EXERCISE OBJECTIVE: Reproduce the data below in full and exclude every picture.

INFORMATION PROVIDED:
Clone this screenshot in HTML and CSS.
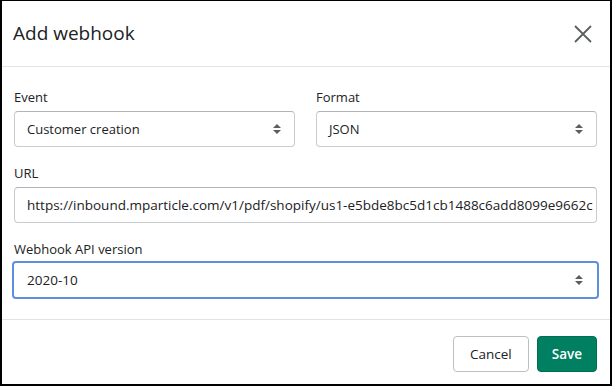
FILE: index.html
```html
<!DOCTYPE html>
<html lang="en">
<head>
  <meta charset="UTF-8" />
  <title>Add webhook</title>
  <link rel="stylesheet" href="styles.css">
</head>
<body>
  <div class="modal">
    <!-- Header -->
    <div class="modal-header">
      <h1>Add webhook</h1>
      <button class="close" aria-label="Close">
        <svg width="18" height="18" viewBox="0 0 18 18">
          <path d="M1 1 L17 17 M17 1 L1 17" stroke="#5c5f62" stroke-width="1.8" fill="none"/>
        </svg>
      </button>
    </div>

    <!-- Form -->
    <div class="modal-body">
      <div class="row">
        <div class="field">
          <label>Event</label>
          <div class="select">
            <span>Customer creation</span>
            <span class="arrows"></span>
          </div>
        </div>
        <div class="field">
          <label>Format</label>
          <div class="select">
            <span>JSON</span>
            <span class="arrows"></span>
          </div>
        </div>
      </div>
      <div class="field">
        <label>URL</label>
        <div class="input">https://inbound.mparticle.com/v1/pdf/shopify/us1-e5bde8bc5d1cb1488c6add8099e9662c</div>
      </div>
      <div class="field">
        <label>Webhook API version</label>
        <div class="select focused">
          <span>2020-10</span>
          <span class="arrows"></span>
        </div>
      </div>
    </div>

    <!-- Footer -->
    <div class="modal-footer">
      <button class="btn">Cancel</button>
      <button class="btn primary">Save</button>
    </div>
  </div>
</body>
</html>
```

FILE: styles.css
```css
* {
  margin: 0;
  padding: 0;
  box-sizing: border-box;
}
html, body {
  width: 612px;
  height: 386px;
  font-family: 'Open Sans', 'Noto Sans', sans-serif;
  color: #202223;
  background: #fff;
}
.modal {
  width: 612px;
  height: 386px;
  border-style: solid;
  border-color: #000;
  border-width: 1px 2px 2px 2px;
  display: flex;
  flex-direction: column;
}
.modal-header {
  height: 66px;
  flex-shrink: 0;
  display: flex;
  align-items: center;
  justify-content: space-between;
  padding: 0 18px 0 11px;
  border-bottom: 1px solid #e1e3e5;
}
.modal-header h1 {
  font-size: 19px;
  font-weight: 400;
  margin-bottom: 2px;
}
.close {
  background: none;
  border: none;
  width: 18px;
  height: 18px;
  cursor: pointer;
}
.modal-body {
  padding: 21px 13px 0 12px;
  height: 253px;
  flex-shrink: 0;
  border-bottom: 1px solid #e1e3e5;
}
.row {
  display: flex;
  gap: 21px;
}
.row .field {
  flex: 1;
}
.field {
  margin-bottom: 17px;
}
label {
  display: block;
  font-size: 13px;
  line-height: 18px;
  margin-bottom: 5px;
}
.select, .input {
  height: 36px;
  border: 1px solid #c9cccf;
  border-top-color: #aeb4b9;
  border-radius: 4px;
  font-size: 13.5px;
  display: flex;
  align-items: center;
  padding: 0 12px;
  white-space: nowrap;
  overflow: hidden;
}
.row .select span:first-child {
  font-size: 13px;
}
.select {
  justify-content: space-between;
  padding-right: 13px;
}
.input {
  text-overflow: clip;
  padding-right: 3px;
}
.select.focused {
  border: 2px solid #5c8fe0;
  margin: -2px -2px 0;
  height: 38px;
  padding-left: 13px;
  padding-right: 14px;
}
.arrows {
  display: flex;
  flex-direction: column;
  gap: 2px;
}
.arrows::before, .arrows::after {
  content: '';
  display: block;
  width: 0;
  height: 0;
  border-left: 4px solid transparent;
  border-right: 4px solid transparent;
}
.arrows::before {
  border-bottom: 4px solid #5c5f62;
}
.arrows::after {
  border-top: 4px solid #5c5f62;
}
.modal-footer {
  flex: 1;
  display: flex;
  justify-content: flex-end;
  align-items: center;
  gap: 8px;
  padding: 4px 13px 0 0;
}
.btn {
  height: 36px;
  padding: 0 16px;
  border: 1px solid #babfc3;
  border-radius: 4px;
  background: #fff;
  font-family: inherit;
  font-size: 13.5px;
  color: #202223;
  cursor: pointer;
}
.btn.primary {
  background: #008060;
  border-color: #006e52;
  color: #fff;
  font-weight: 600;
  padding: 0 14px;
}
```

TASK ANSWER:
Clone this screenshot in HTML and CSS.
FILE: index.html
```html
<!DOCTYPE html>
<html lang="en">
<head>
  <meta charset="UTF-8" />
  <title>Add webhook</title>
  <link rel="stylesheet" href="styles.css">
</head>
<body>
  <div class="modal">
    <!-- Header -->
    <div class="modal-header">
      <h1>Add webhook</h1>
      <button class="close" aria-label="Close">
        <svg width="18" height="18" viewBox="0 0 18 18">
          <path d="M1 1 L17 17 M17 1 L1 17" stroke="#5c5f62" stroke-width="1.8" fill="none"/>
        </svg>
      </button>
    </div>

    <!-- Form -->
    <div class="modal-body">
      <div class="row">
        <div class="field">
          <label>Event</label>
          <div class="select">
            <span>Customer creation</span>
            <span class="arrows"></span>
          </div>
        </div>
        <div class="field">
          <label>Format</label>
          <div class="select">
            <span>JSON</span>
            <span class="arrows"></span>
          </div>
        </div>
      </div>
      <div class="field">
        <label>URL</label>
        <div class="input">https://inbound.mparticle.com/v1/pdf/shopify/us1-e5bde8bc5d1cb1488c6add8099e9662c</div>
      </div>
      <div class="field">
        <label>Webhook API version</label>
        <div class="select focused">
          <span>2020-10</span>
          <span class="arrows"></span>
        </div>
      </div>
    </div>

    <!-- Footer -->
    <div class="modal-footer">
      <button class="btn">Cancel</button>
      <button class="btn primary">Save</button>
    </div>
  </div>
</body>
</html>
```

FILE: styles.css
```css
* {
  margin: 0;
  padding: 0;
  box-sizing: border-box;
}
html, body {
  width: 612px;
  height: 386px;
  font-family: 'Open Sans', 'Noto Sans', sans-serif;
  color: #202223;
  background: #fff;
}
.modal {
  width: 612px;
  height: 386px;
  border-style: solid;
  border-color: #000;
  border-width: 1px 2px 2px 2px;
  display: flex;
  flex-direction: column;
}
.modal-header {
  height: 66px;
  flex-shrink: 0;
  display: flex;
  align-items: center;
  justify-content: space-between;
  padding: 0 18px 0 11px;
  border-bottom: 1px solid #e1e3e5;
}
.modal-header h1 {
  font-size: 19px;
  font-weight: 400;
  margin-bottom: 2px;
}
.close {
  background: none;
  border: none;
  width: 18px;
  height: 18px;
  cursor: pointer;
}
.modal-body {
  padding: 21px 13px 0 12px;
  height: 253px;
  flex-shrink: 0;
  border-bottom: 1px solid #e1e3e5;
}
.row {
  display: flex;
  gap: 21px;
}
.row .field {
  flex: 1;
}
.field {
  margin-bottom: 17px;
}
label {
  display: block;
  font-size: 13px;
  line-height: 18px;
  margin-bottom: 5px;
}
.select, .input {
  height: 36px;
  border: 1px solid #c9cccf;
  border-top-color: #aeb4b9;
  border-radius: 4px;
  font-size: 13.5px;
  display: flex;
  align-items: center;
  padding: 0 12px;
  white-space: nowrap;
  overflow: hidden;
}
.row .select span:first-child {
  font-size: 13px;
}
.select {
  justify-content: space-between;
  padding-right: 13px;
}
.input {
  text-overflow: clip;
  padding-right: 3px;
}
.select.focused {
  border: 2px solid #5c8fe0;
  margin: -2px -2px 0;
  height: 38px;
  padding-left: 13px;
  padding-right: 14px;
}
.arrows {
  display: flex;
  flex-direction: column;
  gap: 2px;
}
.arrows::before, .arrows::after {
  content: '';
  display: block;
  width: 0;
  height: 0;
  border-left: 4px solid transparent;
  border-right: 4px solid transparent;
}
.arrows::before {
  border-bottom: 4px solid #5c5f62;
}
.arrows::after {
  border-top: 4px solid #5c5f62;
}
.modal-footer {
  flex: 1;
  display: flex;
  justify-content: flex-end;
  align-items: center;
  gap: 8px;
  padding: 4px 13px 0 0;
}
.btn {
  height: 36px;
  padding: 0 16px;
  border: 1px solid #babfc3;
  border-radius: 4px;
  background: #fff;
  font-family: inherit;
  font-size: 13.5px;
  color: #202223;
  cursor: pointer;
}
.btn.primary {
  background: #008060;
  border-color: #006e52;
  color: #fff;
  font-weight: 600;
  padding: 0 14px;
}
```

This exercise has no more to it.